The case of New York Giants kicker Josh Brown shows just how the policy worked. Brown was arrested on a misdemeanor domestic violence charge in May 2015, and subsequently was only suspended for one game in August 2016. The case was revisited two months later because police documents held Brown’s admission to abusing his wife. Brown was placed on paid leave and removed from the Giants’ roster. However, he only faced a six-game suspension in September of that year.

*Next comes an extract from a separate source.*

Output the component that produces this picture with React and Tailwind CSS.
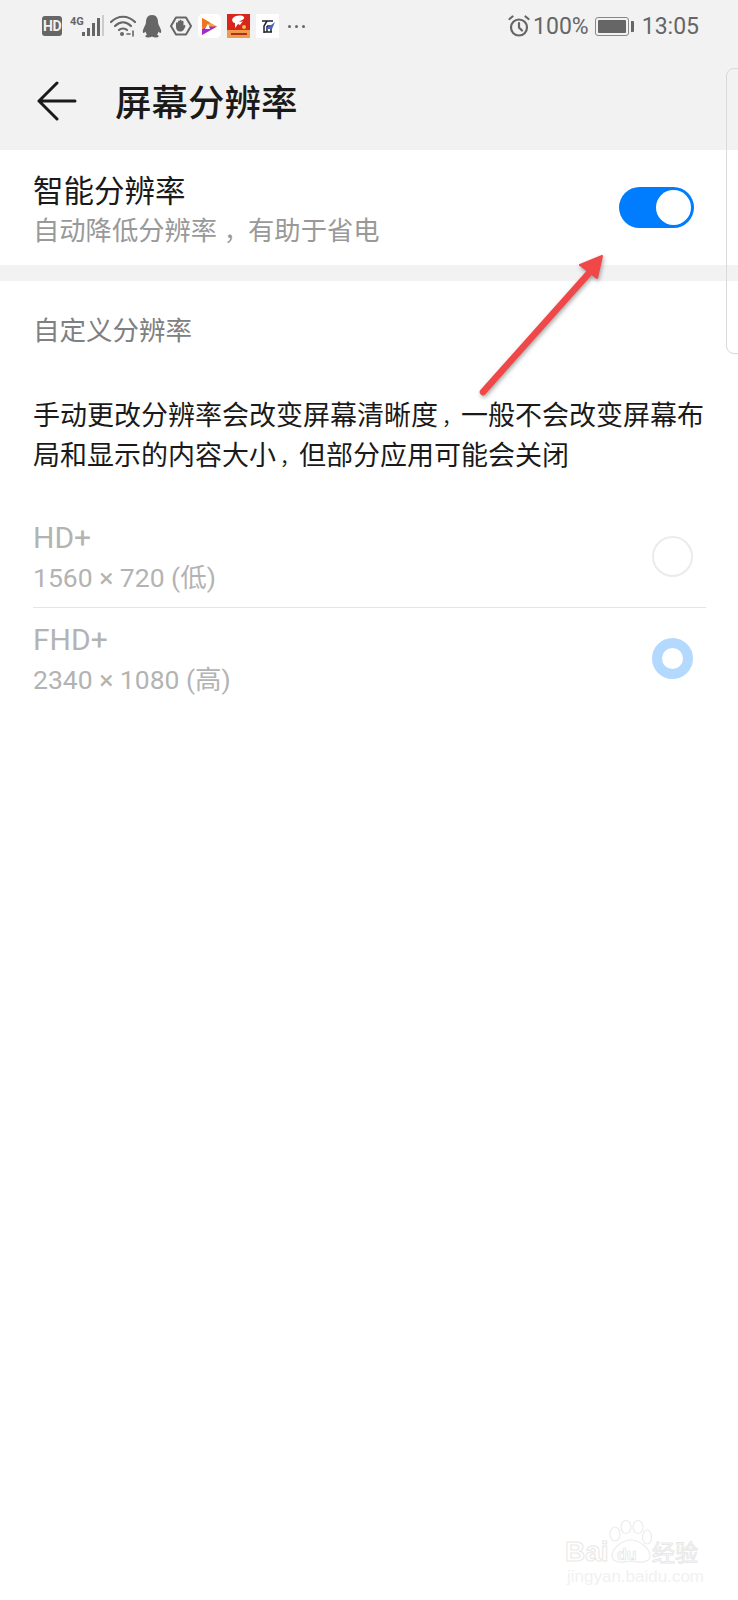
const cjk = "font-['Noto_Sans_CJK_SC','Noto_Sans',sans-serif]";

function StatusIcons() {
  return (
    <div className="flex items-center">
      {/* HD badge */}
      <div className="w-[20px] h-[20px] rounded-[3px] bg-[#666] text-[#f2f2f2] text-[14px] font-bold flex items-center justify-center font-['Roboto',sans-serif] tracking-[-0.5px]">HD</div>
      {/* 4G + signal */}
      <svg className="ml-[8px]" width="34" height="24" viewBox="0 0 34 24">
        <text x="0" y="11" fontSize="11" fontWeight="700" fill="#666" fontFamily="Roboto">4G</text>
        <rect x="12" y="18" width="3" height="4" fill="#666" />
        <rect x="17" y="14" width="3" height="8" fill="#666" />
        <rect x="22" y="9" width="3" height="13" fill="#666" />
        <rect x="27" y="4" width="3" height="18" fill="#666" />
        <rect x="32" y="1" width="2" height="21" fill="#ccc" />
      </svg>
      {/* wifi */}
      <svg className="ml-[6px]" width="26" height="22" viewBox="0 0 26 22" fill="none" stroke="#666" strokeWidth="2.200" strokeLinecap="round">
        <path d="M1 7C8 0 18 0 25 7" />
        <path d="M5 11C10 6 16 6 21 11" />
        <path d="M9 15C11 13 15 13 17 15" />
        <circle cx="12" cy="19" r="2" fill="#666" stroke="none" />
        <path d="M17 19h3M23 16v5" strokeWidth="1.600" />
      </svg>
      {/* qq */}
      <svg className="ml-[6px]" width="20" height="23" viewBox="0 0 20 23">
        <path d="M10 0C5.500 0 4 3.500 4 7C4 9.500 2 12 1 15C0.500 17 1 18.500 2 18C2.500 17.800 3 17 3.500 16.500C3.800 18 4.500 19 5 19.500C4 20 3 20.800 3.500 21.800C4.500 23 8 22.500 10 21.500C12 22.500 15.500 23 16.500 21.800C17 20.800 16 20 15 19.500C15.500 19 16.200 18 16.500 16.500C17 17 17.500 17.800 18 18C19 18.500 19.500 17 19 15C18 12 16 9.500 16 7C16 3.500 14.500 0 10 0Z" fill="#666" />
      </svg>
      {/* shield hand */}
      <svg className="ml-[8px]" width="22" height="20" viewBox="0 0 22 20">
        <path d="M6 1.500H16L21 10L16 18.500H6L1 10Z" fill="none" stroke="#666" strokeWidth="2" strokeLinejoin="round" />
        <path d="M6 7.500C6 6 8 6 8 7V5.500C8 4.200 9.700 4.200 9.700 5.500V4.800C9.700 3.500 11.500 3.500 11.500 4.800V5.500C11.500 4.500 13.500 4.500 13.500 5.800V9.500C14 8.500 15.800 8.800 15.300 10.200C14.500 12.500 13.500 15.500 10.300 15.500C7.500 15.500 6 13.500 6 11Z" fill="#666" />
      </svg>
      {/* video app */}
      <div className="ml-[6px] w-[23px] h-[24px] rounded-[5px] bg-white flex items-center justify-center">
        <svg width="17" height="19" viewBox="0 0 17 19">
          <path d="M1 1L16 9.500L1 18Z" fill="#f5a623" />
          <path d="M1 1L9 5.500L5 12L1 10Z" fill="#f0731e" />
          <path d="M1 18L16 9.500L8 9.500L1 12Z" fill="#a22ad0" />
          <path d="M4 12L7 6.500L9 12Z" fill="#fff" />
        </svg>
      </div>
      {/* red app */}
      <div className="ml-[6px] w-[23px] h-[24px] bg-[#d8261c] flex flex-col justify-end overflow-hidden relative">
        <svg className="absolute top-[1px] left-[3px]" width="17" height="15" viewBox="0 0 17 15">
          <path d="M3 3C6 0 12 0 14 2C15 4 11 6 9 6C10 7 12 7 13 6L10 10L8 9L5 13L5 8C3 8 1 5 3 3Z" fill="#fff" />
          <circle cx="14" cy="12" r="2" fill="#f4c430" />
        </svg>
        <div className="h-[8px] bg-[#f09a50] flex items-center justify-center">
          <div className="w-[16px] h-[2px] bg-[#a8321c]" />
        </div>
      </div>
      {/* third app */}
      <div className="ml-[6px] w-[23px] h-[24px] bg-white flex items-center justify-center">
        <svg width="16" height="15" viewBox="0 0 16 15" fill="none">
          <path d="M2 2H13M7 2L4 7V14M4 13H12M7 7H11V13M7 7V13" stroke="#223" strokeWidth="1.500" />
          <path d="M6 10L15 3L12 10Z" fill="#4a63c8" />
        </svg>
      </div>
      {/* more */}
      <div className="ml-[9px] flex gap-[4px]">
        <div className="w-[3px] h-[3px] rounded-full bg-[#666]" />
        <div className="w-[3px] h-[3px] rounded-full bg-[#666]" />
        <div className="w-[3px] h-[3px] rounded-full bg-[#666]" />
      </div>
    </div>
  );
}

function StatusRight() {
  return (
    <div className="flex items-center text-[#666] font-['Roboto',sans-serif] text-[23px] leading-none">
      <svg width="22" height="22" viewBox="0 0 22 22" fill="none" stroke="#666" strokeWidth="2.200" strokeLinecap="round">
        <circle cx="11" cy="12.500" r="8" />
        <path d="M11 8V12.500L14 15.500M1.500 4L4.500 1.500M20.500 4L17.500 1.500" />
      </svg>
      <span className="ml-[3px]">100%</span>
      <div className="ml-[6px] flex items-center">
        <div className="w-[34px] h-[19px] rounded-[3px] border border-[#888] p-[2px]">
          <div className="w-full h-full bg-[#666] rounded-[1px]" />
        </div>
        <div className="ml-[2px] w-[3px] h-[11px] bg-[#666] rounded-r-[1px]" />
      </div>
      <span className="ml-[8px]">13:05</span>
    </div>
  );
}

function RadioRow({ name, res, selected, height }) {
  return (
    <div className={`${height} flex items-center justify-between pr-[13px]`}>
      <div className="pt-[4px] text-[#b3b3b3] font-['Roboto','Noto_Sans_CJK_SC',sans-serif]">
        <div className="text-[30px] leading-[36px]">{name}</div>
        <div className="text-[26.500px] leading-[36px] mt-[4px]">{res}</div>
      </div>
      {selected ? (
        <div className="w-[41px] h-[41px] rounded-full border-[10px] border-[#b3d9ff] bg-white" />
      ) : (
        <div className="w-[41px] h-[41px] rounded-full border-[2px] border-[#ebebeb] bg-white" />
      )}
    </div>
  );
}

// one line of the paragraph, the comma has its own narrow cell
function TextLine({ before, after }) {
  return (
    <div className="flex items-baseline h-[40px] whitespace-nowrap">
      <span>{before}</span>
      <span className="w-[23px] pl-[4px] text-[19px]">，</span>
      <span>{after}</span>
    </div>
  );
}

export default function App() {
  return (
    <div className={`relative w-[738px] h-[1600px] bg-white overflow-hidden ${cjk}`}>
      {/* Status bar */}
      <div className="bg-[#f2f2f2] h-[52px] pl-[42px] pr-[39px] flex items-center justify-between">
        <StatusIcons />
        <StatusRight />
      </div>

      {/* Title bar */}
      <div className="bg-[#f2f2f2] h-[98px] flex items-center pl-[37px]">
        <svg width="40" height="40" viewBox="0 0 40 40" fill="none" stroke="#1a1a1a" strokeWidth="3" strokeLinecap="round" strokeLinejoin="round">
          <path d="M20 2L2 20L20 38M2 20H38" />
        </svg>
        <h1 className="ml-[38px] text-[36.500px] leading-none font-medium text-[#1a1a1a]">屏幕分辨率</h1>
      </div>

      {/* Smart resolution */}
      <div className="h-[115px] flex items-center justify-between pl-[33px] pr-[44px]">
        <div className="pt-[2px]">
          <div className="text-[30.500px] leading-[38px] text-[#1a1a1a]">智能分辨率</div>
          <div className="mt-[2px] h-[38px] flex items-baseline text-[26.300px] leading-[38px] text-[#999]">
            <span>自动降低分辨率</span>
            <span className="w-[31px] pl-[7px] text-[24px]">，</span>
            <span>有助于省电</span>
          </div>
        </div>
        <div className="w-[75px] h-[41px] rounded-full bg-[#007dff] flex items-center justify-end pr-[3px]">
          <div className="w-[35px] h-[35px] rounded-full bg-white" />
        </div>
      </div>
      <div className="h-[16px] bg-[#f2f2f2]" />

      {/* Custom resolution */}
      <div className="pl-[33px] pr-[20px]">
        <div className="mt-[28px] text-[26.500px] leading-[40px] text-[#808080]">自定义分辨率</div>
        <div className="mt-[45px] text-[27px] leading-[40px] text-[#1a1a1a]">
          <TextLine before="手动更改分辨率会改变屏幕清晰度" after="一般不会改变屏幕布" />
          <TextLine before="局和显示的内容大小" after="但部分应用可能会关闭" />
        </div>
        <div className="mt-[31px] mr-[12px]">
          <RadioRow name="HD+" res="1560 × 720 (低)" height="h-[102px]" />
          <div className="h-px bg-[#e5e5e5]" />
          <RadioRow name="FHD+" res="2340 × 1080 (高)" height="h-[100px]" selected />
        </div>
      </div>

      {/* Overlay panel edge */}
      <div className="absolute left-[726px] top-[68px] w-[30px] h-[286px] rounded-[8px] border border-[#d9d9d9] bg-transparent" />

      {/* Annotation arrow */}
      <svg className="absolute left-[470px] top-[250px] drop-shadow-[1px_2px_2px_rgba(0,0,0,0.35)]" width="140" height="160" viewBox="0 0 140 160" fill="none">
        <path d="M13 142L120 22" stroke="#f04848" strokeWidth="6.500" strokeLinecap="round" />
        <path d="M132 6L110 15L127 28Z" fill="#f04848" stroke="#f04848" strokeWidth="2" strokeLinejoin="round" />
      </svg>

      {/* Watermark */}
      <div className="absolute left-[565px] top-[1518px] w-[170px] h-[82px]">
        <svg className="absolute left-[44px] top-[2px]" width="44" height="44" viewBox="0 0 44 44" fill="white" stroke="#ececec" strokeWidth="1.200">
          <ellipse cx="6" cy="14" rx="5" ry="7" />
          <ellipse cx="17" cy="7" rx="5" ry="6.500" />
          <ellipse cx="29" cy="7" rx="5" ry="6.500" />
          <ellipse cx="38" cy="17" rx="4.500" ry="7" />
          <path d="M22 20C14 20 3 28 3 36C3 43 14 43 22 41C30 43 41 43 41 36C41 28 30 20 22 20Z" />
        </svg>
        <div className="absolute left-0 top-[20px] text-[28px] leading-none font-bold text-white font-['Liberation_Sans',sans-serif] [-webkit-text-stroke:1px_#e8e8e8]">Bai</div>
        <div className="absolute left-[52px] top-[29px] text-[16px] leading-none font-bold text-white font-['Liberation_Sans',sans-serif] [-webkit-text-stroke:0.700px_#e4e4e4]">du</div>
        <div className="absolute left-[87px] top-[22px] text-[23px] leading-none text-white [-webkit-text-stroke:1px_#e8e8e8]">经验</div>
        <div className="absolute left-[2px] top-[50px] text-[17px] leading-none text-[#f1f1f1] font-['Liberation_Sans',sans-serif]">jingyan.baidu.com</div>
      </div>
    </div>
  );
}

Looking at how the Chiefs and the NFL handled Hunt’s incident, very little was done to investigate. The Chiefs had acknowledged that they knew about the incident since around the time that it had occurred and did very little to address the issue. The NFL acknowledged that they had not obtained the video that had surfaced on TMZ but knew about the attack. They had not acted to investigate further since the video was released in February and the incident Hunt was involved in during June.

By having a relaxed approach to domestic violence, the NFL advertises that they care more about the image of dealing with sexual assault scandals, rather than dealing with the root causes of domestic violence amongst the players that represent the NFL.

In June of 2018, Deborah Epstein, the Domestic Violence Expert in the NFL, resigned. She had previously worked to conduct studies of player’s wives to collect suggestions for handling domestic violence. She told NPR that her decision to resign was made for her after she noticed a troubling pattern emerge during her communications with the NFL Players Association.

“I brought a number of ideas to the commission about ways in which they could deal with the domestic violence problem in the NFL,” Epstein told NPR. “The Player’s Association contacts that I [had] would welcome those ideas, tell me they were eminently doable, but that they had to get kicked down the road because ‘It was the Super Bowl, it was the draft, it was the season,’ and I would come back and reiterate my suggestions, and eventually I found that communication would just die on the vine.”

The NFL is effectively ending many attempts to bring attention to domestic violence within the league, allowing this behavior to continue in a vicious cycle.